Claudio Bissattini, i fiori tra le macerie

Bissattini, artista romano, espone le sue opere a Marino fino al 3 novembre intitolando la mostra “Terra di nessuno”. In cose che “non sono” e “non servono” il pittore trasmette un senso di vita e di bellezza
Bissattini Archio web

Claudio Bissattini, romano, raccoglie una teoria di sue opere a Marino, al Museo Civico U. Mastroianni, fino al 3 novembre (catalogo Contemporanea Michelangelo), intitolando la mostra “Terra di nessuno”.

Si può far arte usando materiali di scarto: sedie tavoli mobili gomme macchine, e così via? E fissarli nella tela con tinte accese tra un mare e un cielo azzurrissimo talora lontano-vicino? Ho amici che creano immagini fantasmagoriche con oggetti buttati, con ferri arrugginiti e sono cinesi e italiani. Dunque, si può. Con l’avvertenza tuttavia di non dare una definizione a questi prodotti, che so, nuova pop-arte, o art-di-scarico o nuova arte povera, eccetera. Nel mondo attuale, zeppo di definizioni che dicono poco o nulla, un’altra in più sarebbe troppo, sul troppo che c’è già.

Nessuno infatti vuole ruote sgonfiate, sedie rovesciate, banchi di scuola arrugginiti, che però si levano sul fondo grigio non come oggetti, ma come “soggetti”: ed è ciò che li trasforma da “cose” in “simboli”.

Ben pochi o forse ancora nessuno ama il copertone blu sulla sabbia, morto come cosa che non serve più: sta come un corpo che ha perduto l’anima. E sta solo. Chi vorrebbe l’impressionante dramma sotteso alla tela dello “Sfascio”, che è un grido?

L’opera del pittore guarda all’archeologia industriale, tipica del nostro tempo, con orrore e al contempo con freddezza piena di passione. Le tinte sono accese ma non emanano luce, dicono una emozione interna che vuole esplodere, ma è come trattenuta.  Che cosa trattiene le opere di Bissattini da un incendio doloroso e straripante?

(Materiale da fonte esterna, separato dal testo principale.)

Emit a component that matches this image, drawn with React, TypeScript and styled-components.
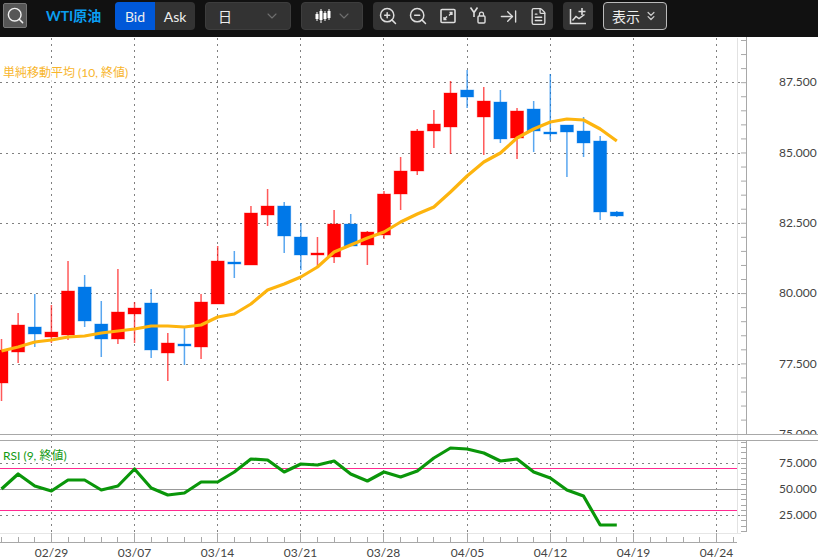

Io penso che siano i fiori. Il cuscino tessuto a fiori di una sedia di legno qualunque tra le robe vecchie buttate, fissato sopra il bianco cenere della tela come fosse sopra-elevata. Ancora, la sedia fiorita all’Idroscalo come una vita che non vuole morire.

In questo universo di inutilità e di bruttezza, di cose che “non sono” e “non servono” il pittore trasmette un senso di vita e di bellezza. La bellezza infatti non muore, dipende dall’anima di chi la osserva o la cerca o la crea. Non importa se il soggetto sia un canestro di frutta o un barattolo o un corpo sfatto. La bellezza non è volgare, quella vera.

Ancora una volta un artista trova il fiore della poesia, cioè la speranza e la vita in ciò che appare inutile, perduto, rifiutato. Ma questa è la magia dei poeti.